I am drawn to memoirs connected with journeys of faith and doubt, as deconstruction is a major part of my story. There is a little of this in this book, which was interesting and enjoyable enough, however, it is mostly syrupy therapy-type talk to fellow women who are also deconstructing, and her style was off-putting to me. For some reason, her consistent use of the word “beloved” crawled under my skin—I really don’t know why this was so triggering.
I wish the book was only about her leaving church and finding faith. But as the preachy and moralizing sections indicated, it was her leaving church and becoming woke. Karla, like so many of those who have deconstructed, is someone who left Christian fundamentalism and entered a cult. It seems that I am one of the few who deconstructed but did not convert to this new leftist religion. It sometimes is a marvel that this is where so many post-evangelicals end up. To me, it is like they left one bad relationship for another, and yet they gush about how perfect the new one is—utterly oblivious to the toxic elements.
Woke is the new Puritanism; it has the doctrine of original sin and total depravity (being white, male, cis-gender, Christian) and invasive laws for every aspect of life. For those who are white--there is to be continual shame and beatdowns. White members are to ruminate on just how toxic, privileged, irredeemable, and oppressive they are and to do the work. Everyone else (those who are not white, well white trans people are okay) are just to dwell in their oppression, to be daily traumatized, to mind read, take offense, be continually triggered, hate white men, the West, and to rage--it must eventually get exhausting and is horrible for mental health and relationships—as those who have left the woke cult testify.
This leftist Identity cult often seems highly tribal, judgmental, and intolerant. There is no freedom of thought; to belong--there must be absolute ideological conformity. The woke speech codes are arbitrary and their dogma evolves--often into increasingly absurd, harmful, and irrational extremes, so adherents must stay on their toes and follow the new dictates or else. It offers no grace or mercy; no second chances for those who make a mistake--heretics are to be ruthlessly destroyed and canceled by the self-righteous virtue signalers. It demands white people to "do the work" until they die; continuing to grovel and flagellate themselves without an end. There is not much peace of mind--as lefties need to catastrophize regularly, be angry, protest, hate Israel, dismantle the patriarchy, and see oppression, racism, and injustice everywhere.

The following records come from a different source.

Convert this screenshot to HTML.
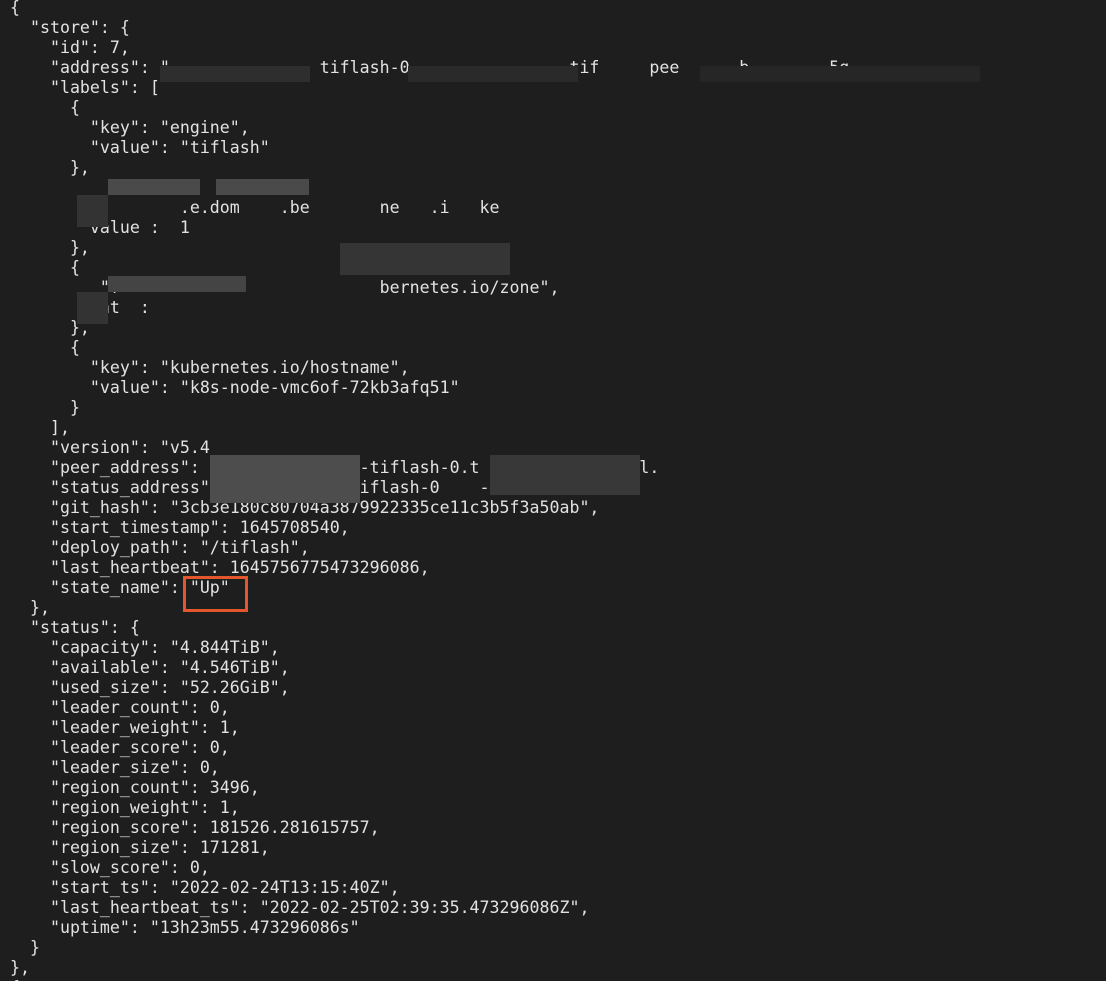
<!DOCTYPE html>
<html><head><meta charset="utf-8"><style>
html,body{margin:0;padding:0;background:#1e1e1e;width:1106px;height:981px;overflow:hidden;position:relative}
pre{position:absolute;left:10px;top:-2px;margin:0;font-family:"DejaVu Sans Mono","Liberation Mono",monospace;font-size:16.6px;line-height:20px;color:#e2e2e2;white-space:pre}
.b{position:absolute;background:#3a3a3a}
.box{position:absolute;left:183px;top:576px;width:59px;height:30px;border:3px solid #e2572b}
</style></head><body>
<pre>{
  "store": {
    "id": 7,
    "address": "               tiflash-0                tif     pee      b        5g
    "labels": [
      {
        "key": "engine",
        "value": "tiflash"
      },

                 .e.dom    .be       ne   .i   ke
        value :  1
      },
      {
         "f                          bernetes.io/zone",
        "at  :
      },
      {
        "key": "kubernetes.io/hostname",
        "value": "k8s-node-vmc6of-72kb3afq51"
      }
    ],
    "version": "v5.4
    "peer_address": "             l-tiflash-0.t                l.
    "status_address": "          -tiflash-0    -(
    "git_hash": "3cb3e180c80704a3879922335ce11c3b5f3a50ab",
    "start_timestamp": 1645708540,
    "deploy_path": "/tiflash",
    "last_heartbeat": 1645756775473296086,
    "state_name": "Up"
  },
  "status": {
    "capacity": "4.844TiB",
    "available": "4.546TiB",
    "used_size": "52.26GiB",
    "leader_count": 0,
    "leader_weight": 1,
    "leader_score": 0,
    "leader_size": 0,
    "region_count": 3496,
    "region_weight": 1,
    "region_score": 181526.281615757,
    "region_size": 171281,
    "slow_score": 0,
    "start_ts": "2022-02-24T13:15:40Z",
    "last_heartbeat_ts": "2022-02-25T02:39:35.473296086Z",
    "uptime": "13h23m55.473296086s"
  }
},
{</pre>
<div class="b" style="left:160px;top:66px;width:150px;height:16px;background:#2e2e2e"></div>
<div class="b" style="left:408px;top:66px;width:170px;height:16px;background:#2a2a2a"></div>
<div class="b" style="left:700px;top:66px;width:280px;height:16px;background:#262626"></div>
<div class="b" style="left:108px;top:179px;width:92px;height:16px;background:#4a4a4a"></div>
<div class="b" style="left:216px;top:179px;width:93px;height:16px;background:#4a4a4a"></div>
<div class="b" style="left:77px;top:195px;width:31px;height:32px;background:#333"></div>
<div class="b" style="left:340px;top:243px;width:170px;height:32px;background:#353535"></div>
<div class="b" style="left:108px;top:276px;width:138px;height:16px;background:#444"></div>
<div class="b" style="left:77px;top:292px;width:31px;height:32px;background:#333"></div>
<div class="b" style="left:210px;top:455px;width:150px;height:48px;background:#4d4d4d"></div>
<div class="b" style="left:490px;top:455px;width:150px;height:40px;background:#383838"></div>
<div class="box"></div>
</body></html>
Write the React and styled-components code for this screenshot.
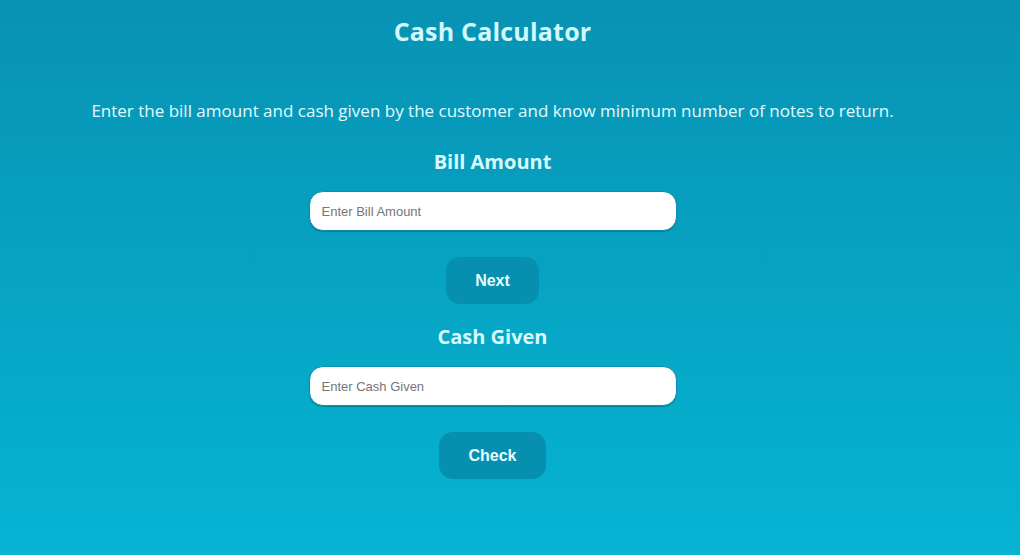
import React, { useState } from "react";
import styled, { createGlobalStyle } from "styled-components";

const GlobalStyle = createGlobalStyle`
  html, body {
    margin: 0;
    padding: 0;
    height: 100%;
  }
  body {
    font-family: "Open Sans", "Liberation Sans", sans-serif;
    background: linear-gradient(to bottom, #0892b3, #06b4d3);
    min-height: 555px;
  }
`;

const Page = styled.main`
  display: flex;
  flex-direction: column;
  align-items: center;
  padding: 0 35px 0 0;
  min-height: 555px;
  color: #d6fbff;
`;

const Title = styled.h1`
  margin: 14px 0 0;
  font-size: 25px;
  font-weight: 700;
  line-height: 34px;
  letter-spacing: 0.2px;
  color: #cff9fd;
`;

const Intro = styled.p`
  margin: 51px 0 0;
  font-size: 17px;
  line-height: 24px;
  color: #e0fcff;
`;

const Label = styled.h2`
  margin: ${(p) => (p.first ? "25px" : "19px")} 0 0;
  font-size: 20px;
  font-weight: 700;
  line-height: 28px;
  color: #d9fbff;
`;

const Input = styled.input`
  box-sizing: border-box;
  margin-top: 15px;
  width: 368px;
  height: 40px;
  padding: 0 12px;
  border: 1px solid #0a8fae;
  border-radius: 14px;
  background: #fff;
  box-shadow: 0 1px 1px rgba(0, 60, 80, 0.35);
  font-family: "Liberation Sans", Arial, sans-serif;
  font-size: 13px;
  color: #333;
  outline: none;

  &::placeholder {
    color: #767676;
  }
`;

const Button = styled.button`
  margin-top: 26px;
  height: 47px;
  padding: 0 ${(p) => p.pad}px;
  border: none;
  border-radius: 14px;
  background: #078faf;
  color: #e6fdff;
  font-family: "Liberation Sans", Arial, sans-serif;
  font-size: 16px;
  font-weight: 700;
  cursor: pointer;
`;

export default function App() {
  const [bill, setBill] = useState("");
  const [cash, setCash] = useState("");

  return (
    <>
      <GlobalStyle />
      <Page>
        <Title>Cash Calculator</Title>
        <Intro>
          Enter the bill amount and cash given by the customer and know minimum
          number of notes to return.
        </Intro>
        <Label first>Bill Amount</Label>
        <Input
          type="number"
          placeholder="Enter Bill Amount"
          value={bill}
          onChange={(e) => setBill(e.target.value)}
        />
        <Button pad={29}>Next</Button>
        <Label>Cash Given</Label>
        <Input
          type="number"
          placeholder="Enter Cash Given"
          value={cash}
          onChange={(e) => setCash(e.target.value)}
        />
        <Button pad={29}>Check</Button>
      </Page>
    </>
  );
}
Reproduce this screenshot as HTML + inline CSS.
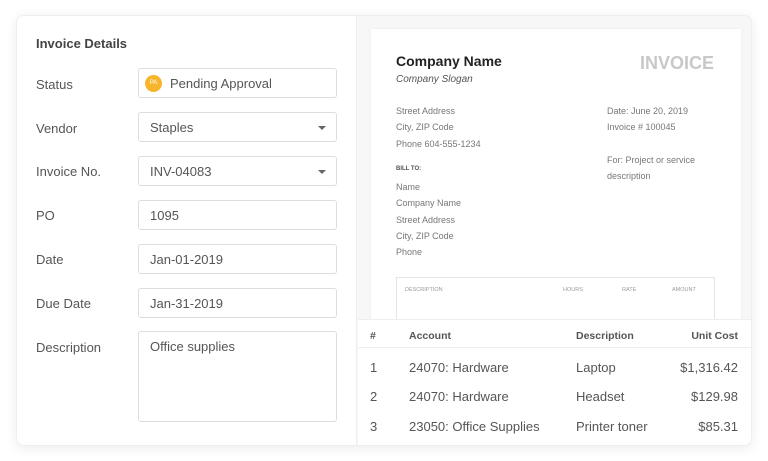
<!DOCTYPE html>
<html><head><style>
*{box-sizing:border-box;margin:0;padding:0}
body{width:768px;height:461px;background:#fff;font-family:"Liberation Sans",sans-serif;position:relative;overflow:hidden}
.card{position:absolute;left:16px;top:15px;width:736px;height:431px;border-radius:8px;background:#f7f7f7;box-shadow:0 2px 12px rgba(0,0,0,.08);overflow:hidden;border:1px solid #eee}
.left{position:absolute;left:0;top:0;width:340px;height:431px;background:#fff;border-right:1px solid #eee}
.h{position:absolute;left:19px;top:20px;font-size:13px;font-weight:bold;color:#444}
.lb{position:absolute;left:19px;font-size:13px;color:#555}
.in{position:absolute;left:121px;width:199px;height:30px;border:1px solid #ddd;border-radius:3px;font-size:13px;color:#555;padding:7px 11px}
.caret{position:absolute;right:10px;top:13px;border-left:4px solid transparent;border-right:4px solid transparent;border-top:4px solid #666}
.paper{position:absolute;left:354px;top:13px;width:370px;height:320px;background:#fff;box-shadow:0 0 3px rgba(0,0,0,.05)}
.p{position:absolute;font-size:9px;color:#777;line-height:16.3px}
.tbl{position:absolute;left:341px;top:303px;width:395px;height:128px;background:#fff;border-top:1px solid #eee}
.t{position:absolute;font-size:13px;color:#555}
.th{position:absolute;font-size:10.5px;font-weight:bold;color:#555;top:10px}
</style></head><body>
<div class="card">
<div class="left">
<div class="h">Invoice Details</div>
<div class="lb" style="top:61px">Status</div>
<div class="in" style="top:52px;padding-left:31px"><span style="position:absolute;left:6px;top:6px;width:17px;height:17px;border-radius:50%;background:#f7b52c;color:#fff;font-size:6px;text-align:center;line-height:17px">PA</span>Pending Approval</div>
<div class="lb" style="top:105px">Vendor</div>
<div class="in" style="top:96px">Staples<span class="caret"></span></div>
<div class="lb" style="top:148px">Invoice No.</div>
<div class="in" style="top:140px">INV-04083<span class="caret"></span></div>
<div class="lb" style="top:192px">PO</div>
<div class="in" style="top:184px">1095</div>
<div class="lb" style="top:236px">Date</div>
<div class="in" style="top:228px">Jan-01-2019</div>
<div class="lb" style="top:280px">Due Date</div>
<div class="in" style="top:272px">Jan-31-2019</div>
<div class="lb" style="top:324px">Description</div>
<div class="in" style="top:315px;height:91px">Office supplies</div>
</div>
<div class="paper">
<div style="position:absolute;left:25px;top:24px;font-size:14px;font-weight:bold;color:#222">Company Name</div>
<div style="position:absolute;left:25px;top:45px;font-size:10px;font-style:italic;color:#555">Company Slogan</div>
<div style="position:absolute;right:27px;top:24px;font-size:18px;font-weight:bold;color:#c8c8c8">INVOICE</div>
<div class="p" style="left:25px;top:74px">Street Address<br>City, ZIP Code<br>Phone 604-555-1234</div>
<div class="p" style="left:236px;top:74px">Date: June 20, 2019<br>Invoice # 100045<br><div style="height:16px"></div>For: Project or service<br>description</div>
<div style="position:absolute;left:25px;top:137px;font-size:6px;font-weight:bold;color:#555">BILL TO:</div>
<div class="p" style="left:25px;top:150px">Name<br>Company Name<br>Street Address<br>City, ZIP Code<br>Phone</div>
<div style="position:absolute;left:25px;top:248px;width:319px;height:80px;border:1px solid #e4e4e4;font-size:5.5px;color:#999">
<span style="position:absolute;left:8px;top:9px">DESCRIPTION</span><span style="position:absolute;left:166px;top:9px">HOURS</span><span style="position:absolute;left:225px;top:9px">RATE</span><span style="position:absolute;left:275px;top:9px">AMOUNT</span></div>
</div>
<div class="tbl">
<div class="th" style="left:12px">#</div>
<div class="th" style="left:51px">Account</div>
<div class="th" style="left:218px">Description</div>
<div class="th" style="right:15px">Unit Cost</div>
<div style="position:absolute;left:0;right:0;top:27px;border-top:1px solid #eee"></div>
<div class="t" style="left:12px;top:40px">1</div><div class="t" style="left:51px;top:40px">24070: Hardware</div><div class="t" style="left:218px;top:40px">Laptop</div><div class="t" style="right:15px;top:40px">$1,316.42</div>
<div class="t" style="left:12px;top:69px">2</div><div class="t" style="left:51px;top:69px">24070: Hardware</div><div class="t" style="left:218px;top:69px">Headset</div><div class="t" style="right:15px;top:69px">$129.98</div>
<div class="t" style="left:12px;top:99px">3</div><div class="t" style="left:51px;top:99px">23050: Office Supplies</div><div class="t" style="left:218px;top:99px">Printer toner</div><div class="t" style="right:15px;top:99px">$85.31</div>
</div>
</div>
</body></html>
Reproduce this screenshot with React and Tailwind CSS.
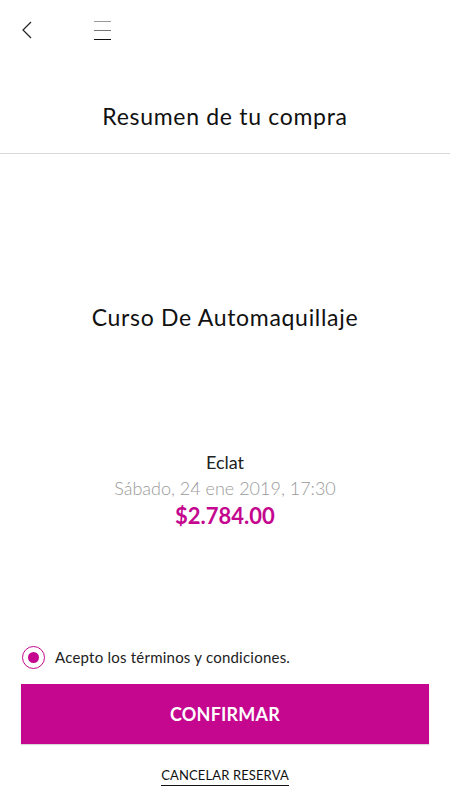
import React, { useState } from 'react';

const App = () => {
  const [accepted, setAccepted] = useState(true);

  return (
    <div className="w-[450px] h-[800px] bg-white flex flex-col font-['Lato',sans-serif] text-[#111]">
      {/* Header */}
      <header className="border-b border-[#d9d9d9] h-[154px] flex flex-col">
        <div className="flex items-center pt-5 pl-5 gap-[62px] h-[40px]">
          <button className="w-[12px] h-[18px] flex items-center justify-center">
            <svg width="11" height="18" viewBox="0 0 11 18" fill="none">
              <path d="M10 1L2 9l8 8" stroke="#222" strokeWidth="1.2" />
            </svg>
          </button>
          <button className="w-[17px] h-[19px] flex flex-col justify-between">
            <span className="block h-px w-full bg-[#9a9a9a]" />
            <span className="block h-px w-full bg-[#777]" />
            <span className="block h-px w-full bg-[#111]" />
          </button>
        </div>
        <h1 className="mt-[62px] text-center text-[23px] leading-[28px] tracking-[0.03em] text-[#111]">Resumen de tu compra</h1>
      </header>

      {/* Content */}
      <main className="flex-1 flex flex-col items-center">
        <h2 className="mt-[149px] text-[23px] leading-[28px] tracking-[0.03em] text-[#111]">Curso De Automaquillaje</h2>
        <div className="mt-[118px] flex flex-col items-center">
          <p className="text-[18px] leading-[26px] text-[#222]">Eclat</p>
          <p className="text-[18px] leading-[26px] text-[#9a9a9a] font-light">Sábado, 24 ene 2019, 17:30</p>
          <p className="text-[22px] leading-[30px] font-bold text-[#c5078f]">$2.784.00</p>
        </div>
      </main>

      {/* Footer */}
      <footer className="px-[21px] pb-[14px] flex flex-col">
        <label className="flex items-center gap-[10px] pl-[1px] cursor-pointer" onClick={() => setAccepted(!accepted)}>
          <span className="w-[23px] h-[23px] rounded-full border border-[#c5078f] flex items-center justify-center">
            {accepted && <span className="w-[11px] h-[11px] rounded-full bg-[#c5078f]" />}
          </span>
          <span className="text-[15px] tracking-[0.015em] text-[#222]">Acepto los términos y condiciones.</span>
        </label>
        <button className="mt-[15px] h-[60px] w-full bg-[#c5078f] text-white text-[18px] font-bold tracking-[0.01em] shadow-[0_1px_1px_rgba(0,0,0,0.15)]">
          CONFIRMAR
        </button>
        <div className="mt-[23px] flex justify-center">
          <button className="text-[13px] leading-[16px] text-[#111] border-b border-[#111] pb-[2px] tracking-[0.01em]">
            CANCELAR RESERVA
          </button>
        </div>
      </footer>
    </div>
  );
};

export default App;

It is something that someone can leave one abusive religious community and only enter into another toxic community, and yet think it is pure bliss. She is happy to condemn anyone else who doesn't want to be part of the cult as either part of the patriarchy or as someone who carries water for the patriarchy. She judges evangelicals whose love was conditional on her keeping the “correct beliefs” and not doubting or questioning the dogmas in the Fundamentalist church. But my goodness, think what would happen to her if she questioned or doubted any of the new tenants of her woke faith? Just look at what happens to the heretics! Woke love is incredibly conditional. Do not toe the line? Then those who are still in the woke cult will find you to be unsafe—they will find your speech to be violent, and they will think you are a Nazi and a white supremacist. But hey, she likely believes it all and thus belongs, so she should be able to be as happy as those who are happy in a fundamentalist church, that is, until she wakes up. Maybe it won’t happen. But my heart goes out to her, in case she ever needs to deconstruct from this new religion. Her Tictok followers would turn on a dime, moving from adoration to demanding that she be burned at the stake.